[Tutor] problems pickling functions
Kent Johnson
kent37 at tds.net
Fri Dec 8 15:43:19 CET 2006
Arild B. Næss wrote:
> Den 8. des. 2006 kl. 14.05 skrev Kent Johnson:
>> Why do you need to pickle the function? Is it created dynamically?
>> Can you just pickle the data?
>>
>> Kent
>>
>
> Thanks.
>
> I guess it's not absolutely necessary to pickle the function. I tried
> to do this because I wanted to use the function in the interpreter
> without having to write it in there line by line.
>
> I'm used to working in R and Matlab, where you often run scripts from
> the active interpreter. In that way you can actually examine the
> data a script generates, instead of having the script print it to
> screen or file.
>
> I'm having trouble getting used to python like this because I get
> trouble trying to paste in several lines at once from emacs, and I
> haven't found a way to run scripts in the interpreter.
Two suggestions:
- Use an editor / IDE that allows you to run Python scripts. IDLE will
do this. I think emacs has good support for Python too but someone who
uses emacs will have to help you with that one.
- Save your function in a module and import the module from the
interpreter.
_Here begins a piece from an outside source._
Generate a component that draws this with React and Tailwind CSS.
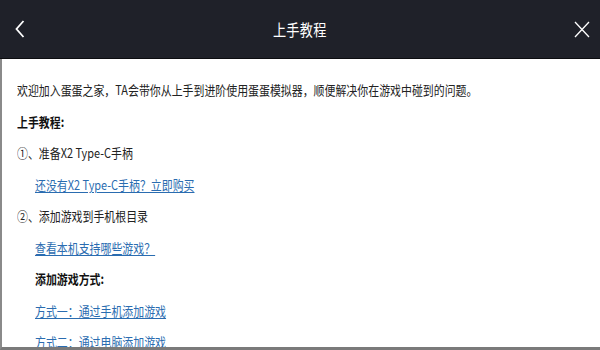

Then you can run the function in the interpreter.
For example if you have funcs.py in the working directory and it
contains a function
def doItAll():
pass
then in the interpreter you can type
>>> import funcs
>>> funcs.doItAll()
to run the function.
If you change the function in an external editor you have to reload it
in the interpreter to get the revised version:
>>> reload(funcs)
Kent
PS Please reply to the list, not to me directly.